Direction =
From the entries below, gather every line containing the string "TypeScript".

[Records with interface code]
━━━━━━━━

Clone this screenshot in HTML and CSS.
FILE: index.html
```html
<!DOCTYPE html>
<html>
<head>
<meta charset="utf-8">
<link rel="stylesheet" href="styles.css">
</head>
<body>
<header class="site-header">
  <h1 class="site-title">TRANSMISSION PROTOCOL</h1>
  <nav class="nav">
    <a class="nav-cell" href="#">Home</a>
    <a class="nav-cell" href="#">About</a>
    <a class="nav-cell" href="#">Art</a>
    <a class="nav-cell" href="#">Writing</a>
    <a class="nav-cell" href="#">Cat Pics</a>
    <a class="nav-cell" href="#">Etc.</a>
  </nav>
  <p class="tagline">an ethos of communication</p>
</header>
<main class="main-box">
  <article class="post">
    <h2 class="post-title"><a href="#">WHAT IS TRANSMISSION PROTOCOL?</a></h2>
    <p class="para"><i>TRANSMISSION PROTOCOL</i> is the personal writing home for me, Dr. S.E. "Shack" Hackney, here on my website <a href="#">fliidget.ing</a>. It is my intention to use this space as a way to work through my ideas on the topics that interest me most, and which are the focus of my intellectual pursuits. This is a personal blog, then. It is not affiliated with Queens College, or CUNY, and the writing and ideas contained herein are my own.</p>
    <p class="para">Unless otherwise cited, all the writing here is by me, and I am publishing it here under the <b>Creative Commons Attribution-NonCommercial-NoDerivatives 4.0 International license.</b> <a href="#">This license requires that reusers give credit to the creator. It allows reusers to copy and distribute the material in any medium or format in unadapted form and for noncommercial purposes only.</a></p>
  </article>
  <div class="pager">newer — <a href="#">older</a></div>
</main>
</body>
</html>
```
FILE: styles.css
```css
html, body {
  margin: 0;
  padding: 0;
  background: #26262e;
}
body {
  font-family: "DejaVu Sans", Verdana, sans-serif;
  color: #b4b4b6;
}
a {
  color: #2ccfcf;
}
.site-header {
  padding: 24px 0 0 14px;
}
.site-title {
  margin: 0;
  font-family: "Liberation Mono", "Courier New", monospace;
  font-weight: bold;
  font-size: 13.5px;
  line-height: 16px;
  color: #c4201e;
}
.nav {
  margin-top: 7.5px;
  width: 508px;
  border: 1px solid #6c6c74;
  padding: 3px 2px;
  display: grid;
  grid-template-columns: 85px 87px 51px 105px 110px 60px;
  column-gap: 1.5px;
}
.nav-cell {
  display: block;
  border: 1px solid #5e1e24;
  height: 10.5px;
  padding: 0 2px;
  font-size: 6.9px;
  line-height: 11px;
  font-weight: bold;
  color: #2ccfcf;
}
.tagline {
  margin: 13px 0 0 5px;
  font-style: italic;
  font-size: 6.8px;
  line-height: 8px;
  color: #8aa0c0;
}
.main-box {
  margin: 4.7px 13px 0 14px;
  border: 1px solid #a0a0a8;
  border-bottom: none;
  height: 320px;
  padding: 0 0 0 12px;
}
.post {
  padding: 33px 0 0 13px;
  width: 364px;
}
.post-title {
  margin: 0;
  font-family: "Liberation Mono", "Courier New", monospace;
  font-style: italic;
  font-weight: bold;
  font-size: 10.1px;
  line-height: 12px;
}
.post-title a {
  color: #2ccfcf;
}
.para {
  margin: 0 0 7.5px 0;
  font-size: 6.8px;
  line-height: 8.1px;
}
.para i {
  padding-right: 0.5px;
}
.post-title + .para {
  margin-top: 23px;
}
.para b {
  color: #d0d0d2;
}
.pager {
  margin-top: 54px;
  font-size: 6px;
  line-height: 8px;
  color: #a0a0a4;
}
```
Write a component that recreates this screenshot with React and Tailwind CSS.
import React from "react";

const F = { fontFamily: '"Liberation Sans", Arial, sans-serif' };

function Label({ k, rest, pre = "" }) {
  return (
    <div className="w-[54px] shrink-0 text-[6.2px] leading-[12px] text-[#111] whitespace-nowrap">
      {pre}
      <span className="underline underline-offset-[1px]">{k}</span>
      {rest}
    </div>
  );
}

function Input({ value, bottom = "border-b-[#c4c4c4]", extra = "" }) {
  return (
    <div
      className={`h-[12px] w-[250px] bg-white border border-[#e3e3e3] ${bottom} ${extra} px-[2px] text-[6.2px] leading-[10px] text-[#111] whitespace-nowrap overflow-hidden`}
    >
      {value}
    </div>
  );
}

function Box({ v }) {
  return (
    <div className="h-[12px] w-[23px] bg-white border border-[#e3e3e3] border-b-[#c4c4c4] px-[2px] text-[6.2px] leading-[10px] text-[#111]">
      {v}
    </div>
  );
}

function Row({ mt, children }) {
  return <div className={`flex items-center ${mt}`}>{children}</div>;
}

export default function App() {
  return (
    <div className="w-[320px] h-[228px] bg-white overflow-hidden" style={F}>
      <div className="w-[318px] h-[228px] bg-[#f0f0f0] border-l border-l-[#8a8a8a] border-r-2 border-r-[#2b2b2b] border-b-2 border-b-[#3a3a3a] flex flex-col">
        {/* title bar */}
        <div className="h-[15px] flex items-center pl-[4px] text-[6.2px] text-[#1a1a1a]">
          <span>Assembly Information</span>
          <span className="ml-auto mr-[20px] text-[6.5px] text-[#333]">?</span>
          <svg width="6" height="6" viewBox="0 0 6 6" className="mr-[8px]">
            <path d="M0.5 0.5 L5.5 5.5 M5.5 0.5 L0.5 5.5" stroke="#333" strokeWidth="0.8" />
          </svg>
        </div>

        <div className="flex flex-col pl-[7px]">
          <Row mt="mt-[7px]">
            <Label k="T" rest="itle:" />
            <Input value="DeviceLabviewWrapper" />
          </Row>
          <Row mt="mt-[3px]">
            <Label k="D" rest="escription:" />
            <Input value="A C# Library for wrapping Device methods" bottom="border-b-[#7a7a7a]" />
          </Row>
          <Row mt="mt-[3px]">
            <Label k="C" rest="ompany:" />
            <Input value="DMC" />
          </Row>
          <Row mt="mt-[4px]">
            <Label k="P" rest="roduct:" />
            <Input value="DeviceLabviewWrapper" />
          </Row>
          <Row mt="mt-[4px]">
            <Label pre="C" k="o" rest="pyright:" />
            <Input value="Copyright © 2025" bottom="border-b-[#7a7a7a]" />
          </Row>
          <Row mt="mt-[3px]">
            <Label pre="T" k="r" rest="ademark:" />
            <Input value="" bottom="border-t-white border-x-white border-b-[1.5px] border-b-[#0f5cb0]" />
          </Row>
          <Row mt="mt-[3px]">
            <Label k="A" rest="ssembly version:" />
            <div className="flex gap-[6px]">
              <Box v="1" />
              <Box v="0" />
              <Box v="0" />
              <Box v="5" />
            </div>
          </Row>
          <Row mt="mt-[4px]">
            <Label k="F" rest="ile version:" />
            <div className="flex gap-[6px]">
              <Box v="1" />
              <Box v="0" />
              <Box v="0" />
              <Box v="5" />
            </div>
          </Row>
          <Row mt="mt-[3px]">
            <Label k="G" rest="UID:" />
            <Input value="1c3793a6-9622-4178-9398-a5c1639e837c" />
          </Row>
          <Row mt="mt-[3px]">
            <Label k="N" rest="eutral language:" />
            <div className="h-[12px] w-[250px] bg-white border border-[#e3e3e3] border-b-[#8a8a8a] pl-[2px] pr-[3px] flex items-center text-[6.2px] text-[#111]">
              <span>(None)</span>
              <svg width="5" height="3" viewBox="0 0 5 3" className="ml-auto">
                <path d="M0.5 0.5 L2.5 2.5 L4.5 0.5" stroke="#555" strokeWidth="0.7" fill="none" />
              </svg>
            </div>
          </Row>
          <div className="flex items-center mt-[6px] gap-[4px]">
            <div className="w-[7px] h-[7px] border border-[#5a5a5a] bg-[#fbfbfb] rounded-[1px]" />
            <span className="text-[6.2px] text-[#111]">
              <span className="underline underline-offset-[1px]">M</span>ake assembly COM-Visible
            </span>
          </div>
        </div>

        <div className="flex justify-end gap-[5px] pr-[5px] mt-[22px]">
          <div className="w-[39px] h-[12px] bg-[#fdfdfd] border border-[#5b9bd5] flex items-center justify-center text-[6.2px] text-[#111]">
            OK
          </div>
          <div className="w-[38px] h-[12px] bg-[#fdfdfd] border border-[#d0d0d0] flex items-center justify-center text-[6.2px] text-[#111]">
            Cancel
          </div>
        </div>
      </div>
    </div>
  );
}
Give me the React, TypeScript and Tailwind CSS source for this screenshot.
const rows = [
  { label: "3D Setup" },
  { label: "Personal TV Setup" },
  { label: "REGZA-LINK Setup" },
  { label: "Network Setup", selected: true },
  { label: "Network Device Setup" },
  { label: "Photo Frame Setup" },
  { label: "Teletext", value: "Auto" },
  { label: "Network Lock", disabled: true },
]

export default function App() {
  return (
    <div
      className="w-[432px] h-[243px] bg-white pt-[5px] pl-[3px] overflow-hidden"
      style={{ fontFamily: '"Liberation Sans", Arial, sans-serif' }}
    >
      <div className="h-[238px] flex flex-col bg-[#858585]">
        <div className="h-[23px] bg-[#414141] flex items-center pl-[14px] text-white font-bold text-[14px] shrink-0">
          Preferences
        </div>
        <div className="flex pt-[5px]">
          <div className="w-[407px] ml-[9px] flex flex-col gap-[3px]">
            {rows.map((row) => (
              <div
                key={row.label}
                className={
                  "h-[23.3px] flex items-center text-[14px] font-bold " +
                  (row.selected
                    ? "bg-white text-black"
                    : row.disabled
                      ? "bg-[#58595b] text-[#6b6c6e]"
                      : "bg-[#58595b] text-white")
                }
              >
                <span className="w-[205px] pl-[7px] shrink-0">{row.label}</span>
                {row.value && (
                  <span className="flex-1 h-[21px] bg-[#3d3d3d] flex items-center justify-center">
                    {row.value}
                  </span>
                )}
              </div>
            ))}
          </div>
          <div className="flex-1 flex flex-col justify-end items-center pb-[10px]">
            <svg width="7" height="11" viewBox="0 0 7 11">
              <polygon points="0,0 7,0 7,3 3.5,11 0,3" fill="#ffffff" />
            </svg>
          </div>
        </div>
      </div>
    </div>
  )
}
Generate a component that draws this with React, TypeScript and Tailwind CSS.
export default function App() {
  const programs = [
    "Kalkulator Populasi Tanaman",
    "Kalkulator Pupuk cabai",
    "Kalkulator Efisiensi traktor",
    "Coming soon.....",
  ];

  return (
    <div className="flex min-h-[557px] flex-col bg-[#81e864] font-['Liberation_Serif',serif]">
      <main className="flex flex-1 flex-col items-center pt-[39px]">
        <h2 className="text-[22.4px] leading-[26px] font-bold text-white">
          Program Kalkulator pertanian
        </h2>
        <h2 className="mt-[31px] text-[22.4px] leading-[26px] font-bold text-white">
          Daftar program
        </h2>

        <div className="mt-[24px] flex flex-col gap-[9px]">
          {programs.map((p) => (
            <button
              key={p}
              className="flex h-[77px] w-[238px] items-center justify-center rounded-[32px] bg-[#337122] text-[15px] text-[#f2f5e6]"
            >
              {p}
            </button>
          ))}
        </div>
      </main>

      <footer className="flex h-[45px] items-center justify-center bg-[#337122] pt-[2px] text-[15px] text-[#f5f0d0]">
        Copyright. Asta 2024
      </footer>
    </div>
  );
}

━━━━━━━━

Result for this exercise =
Give me the React, TypeScript and Tailwind CSS source for this screenshot.
Generate a component that draws this with React, TypeScript and Tailwind CSS.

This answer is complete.